Exercise directions >> Copy out all lines that carry the word "image".

Supplied material >>
• • • •

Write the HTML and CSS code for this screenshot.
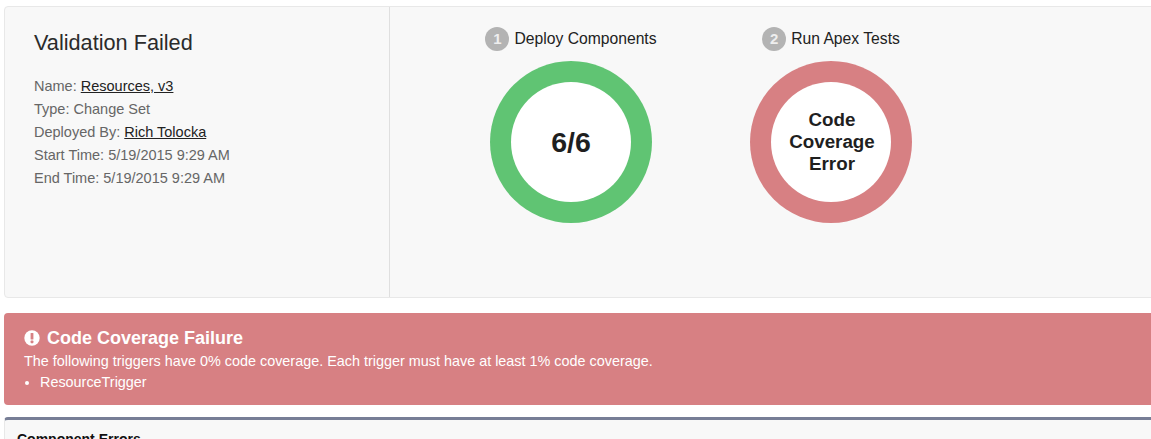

• • • •

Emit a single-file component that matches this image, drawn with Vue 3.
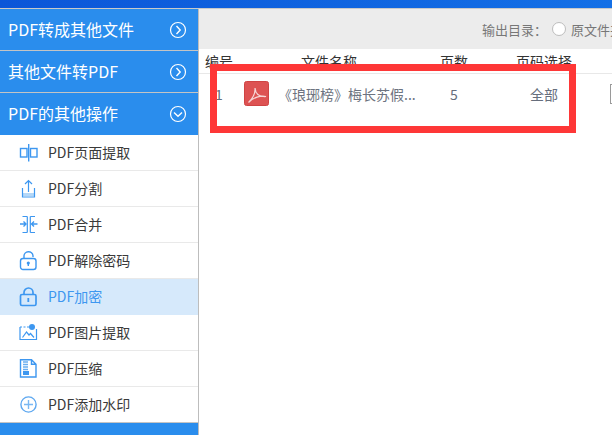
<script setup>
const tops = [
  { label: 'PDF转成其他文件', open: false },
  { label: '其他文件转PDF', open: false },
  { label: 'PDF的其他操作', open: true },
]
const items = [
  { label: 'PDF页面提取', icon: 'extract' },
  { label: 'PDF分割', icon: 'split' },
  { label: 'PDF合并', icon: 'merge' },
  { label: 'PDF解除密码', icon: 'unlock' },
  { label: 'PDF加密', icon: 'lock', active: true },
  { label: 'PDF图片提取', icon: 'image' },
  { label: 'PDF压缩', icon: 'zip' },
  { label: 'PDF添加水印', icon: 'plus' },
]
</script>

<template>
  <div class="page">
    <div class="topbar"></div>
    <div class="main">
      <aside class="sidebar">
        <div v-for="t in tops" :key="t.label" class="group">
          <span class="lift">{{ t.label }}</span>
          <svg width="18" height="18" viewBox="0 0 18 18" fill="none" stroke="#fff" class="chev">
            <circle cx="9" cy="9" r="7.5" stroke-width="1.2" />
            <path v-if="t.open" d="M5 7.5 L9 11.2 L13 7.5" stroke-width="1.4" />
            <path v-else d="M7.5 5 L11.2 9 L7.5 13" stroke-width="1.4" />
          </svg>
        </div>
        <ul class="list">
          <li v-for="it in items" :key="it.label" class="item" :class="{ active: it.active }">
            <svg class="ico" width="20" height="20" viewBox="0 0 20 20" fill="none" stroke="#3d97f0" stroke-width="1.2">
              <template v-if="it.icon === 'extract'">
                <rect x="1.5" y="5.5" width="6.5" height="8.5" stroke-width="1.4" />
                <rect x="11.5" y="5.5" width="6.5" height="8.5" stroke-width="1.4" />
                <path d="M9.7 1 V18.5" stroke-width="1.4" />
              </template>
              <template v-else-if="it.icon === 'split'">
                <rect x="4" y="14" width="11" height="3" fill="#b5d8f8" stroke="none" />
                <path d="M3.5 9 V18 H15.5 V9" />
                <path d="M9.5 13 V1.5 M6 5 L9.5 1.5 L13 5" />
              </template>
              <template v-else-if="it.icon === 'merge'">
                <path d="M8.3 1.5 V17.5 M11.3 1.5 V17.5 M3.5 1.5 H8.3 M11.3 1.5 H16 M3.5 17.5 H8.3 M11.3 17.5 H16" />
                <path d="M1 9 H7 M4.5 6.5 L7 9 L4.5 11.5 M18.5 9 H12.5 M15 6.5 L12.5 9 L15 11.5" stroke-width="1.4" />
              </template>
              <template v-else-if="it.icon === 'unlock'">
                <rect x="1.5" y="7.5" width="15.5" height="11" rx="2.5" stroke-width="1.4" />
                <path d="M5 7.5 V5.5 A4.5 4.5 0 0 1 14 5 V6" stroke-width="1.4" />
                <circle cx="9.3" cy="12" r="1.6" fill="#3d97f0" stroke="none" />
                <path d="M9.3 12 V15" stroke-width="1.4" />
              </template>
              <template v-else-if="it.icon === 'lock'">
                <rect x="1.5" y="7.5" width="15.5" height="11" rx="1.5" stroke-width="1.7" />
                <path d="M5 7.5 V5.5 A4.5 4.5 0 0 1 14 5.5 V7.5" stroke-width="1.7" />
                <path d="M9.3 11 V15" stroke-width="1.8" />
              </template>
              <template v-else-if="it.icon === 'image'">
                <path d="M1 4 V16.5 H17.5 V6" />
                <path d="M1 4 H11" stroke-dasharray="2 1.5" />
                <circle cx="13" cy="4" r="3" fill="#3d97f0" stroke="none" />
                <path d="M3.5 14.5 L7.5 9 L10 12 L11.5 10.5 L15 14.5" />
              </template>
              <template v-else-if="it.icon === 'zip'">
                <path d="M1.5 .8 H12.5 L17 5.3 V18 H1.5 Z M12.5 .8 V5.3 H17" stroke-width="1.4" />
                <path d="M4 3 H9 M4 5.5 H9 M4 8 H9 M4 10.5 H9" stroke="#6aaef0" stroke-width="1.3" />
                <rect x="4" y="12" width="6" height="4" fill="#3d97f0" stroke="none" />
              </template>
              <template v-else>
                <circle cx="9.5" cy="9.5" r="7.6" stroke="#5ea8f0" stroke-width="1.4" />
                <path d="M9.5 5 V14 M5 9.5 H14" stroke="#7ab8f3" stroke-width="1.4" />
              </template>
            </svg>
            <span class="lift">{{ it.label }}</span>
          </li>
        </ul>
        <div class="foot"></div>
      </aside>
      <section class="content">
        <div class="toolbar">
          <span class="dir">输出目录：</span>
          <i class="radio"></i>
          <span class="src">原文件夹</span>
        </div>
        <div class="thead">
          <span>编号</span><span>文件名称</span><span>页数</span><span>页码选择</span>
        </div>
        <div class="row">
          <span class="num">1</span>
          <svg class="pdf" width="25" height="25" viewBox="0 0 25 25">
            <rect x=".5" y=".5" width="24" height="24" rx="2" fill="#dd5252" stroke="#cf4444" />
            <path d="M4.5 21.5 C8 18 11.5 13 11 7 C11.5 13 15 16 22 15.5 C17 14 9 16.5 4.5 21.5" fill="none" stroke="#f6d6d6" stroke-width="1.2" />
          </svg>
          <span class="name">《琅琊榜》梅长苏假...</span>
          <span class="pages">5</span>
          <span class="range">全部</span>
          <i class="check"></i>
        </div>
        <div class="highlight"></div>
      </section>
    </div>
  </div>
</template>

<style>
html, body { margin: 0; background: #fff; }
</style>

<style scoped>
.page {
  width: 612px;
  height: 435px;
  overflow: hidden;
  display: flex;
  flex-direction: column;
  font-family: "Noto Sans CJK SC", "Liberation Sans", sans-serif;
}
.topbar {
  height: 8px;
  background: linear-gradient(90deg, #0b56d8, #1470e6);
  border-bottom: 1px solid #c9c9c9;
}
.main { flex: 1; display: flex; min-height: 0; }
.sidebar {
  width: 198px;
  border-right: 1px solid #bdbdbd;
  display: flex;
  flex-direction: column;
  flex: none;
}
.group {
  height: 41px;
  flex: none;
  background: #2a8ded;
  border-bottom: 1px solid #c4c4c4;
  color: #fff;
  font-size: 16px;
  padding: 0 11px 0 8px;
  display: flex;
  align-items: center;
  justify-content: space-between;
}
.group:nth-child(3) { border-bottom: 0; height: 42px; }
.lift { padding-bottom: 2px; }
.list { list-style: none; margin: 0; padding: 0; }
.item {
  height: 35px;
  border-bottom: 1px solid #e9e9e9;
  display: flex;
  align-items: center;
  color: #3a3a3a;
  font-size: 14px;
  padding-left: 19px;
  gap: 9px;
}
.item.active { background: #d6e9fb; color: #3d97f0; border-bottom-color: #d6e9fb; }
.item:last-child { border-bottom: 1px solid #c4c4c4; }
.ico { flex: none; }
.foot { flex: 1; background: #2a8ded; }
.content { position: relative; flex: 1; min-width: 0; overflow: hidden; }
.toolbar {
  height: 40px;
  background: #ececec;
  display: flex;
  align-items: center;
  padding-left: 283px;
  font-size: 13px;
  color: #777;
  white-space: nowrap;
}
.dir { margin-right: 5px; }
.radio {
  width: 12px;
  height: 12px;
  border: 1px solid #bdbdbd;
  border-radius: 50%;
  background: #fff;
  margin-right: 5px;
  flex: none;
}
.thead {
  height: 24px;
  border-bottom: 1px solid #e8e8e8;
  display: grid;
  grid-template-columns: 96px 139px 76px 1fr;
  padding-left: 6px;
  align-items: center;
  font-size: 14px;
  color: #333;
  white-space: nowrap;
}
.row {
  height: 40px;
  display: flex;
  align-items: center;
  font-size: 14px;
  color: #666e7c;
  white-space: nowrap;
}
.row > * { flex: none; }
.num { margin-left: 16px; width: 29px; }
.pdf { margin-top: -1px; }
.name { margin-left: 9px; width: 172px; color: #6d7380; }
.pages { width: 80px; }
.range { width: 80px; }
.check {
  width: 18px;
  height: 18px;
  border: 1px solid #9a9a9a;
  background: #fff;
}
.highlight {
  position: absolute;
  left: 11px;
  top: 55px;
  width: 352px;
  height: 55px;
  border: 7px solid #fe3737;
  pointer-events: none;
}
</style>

• • • •

Answer for this exercise >>
Emit a single-file component that matches this image, drawn with Vue 3.
  { label: 'PDF图片提取', icon: 'image' },
              <template v-else-if="it.icon === 'image'">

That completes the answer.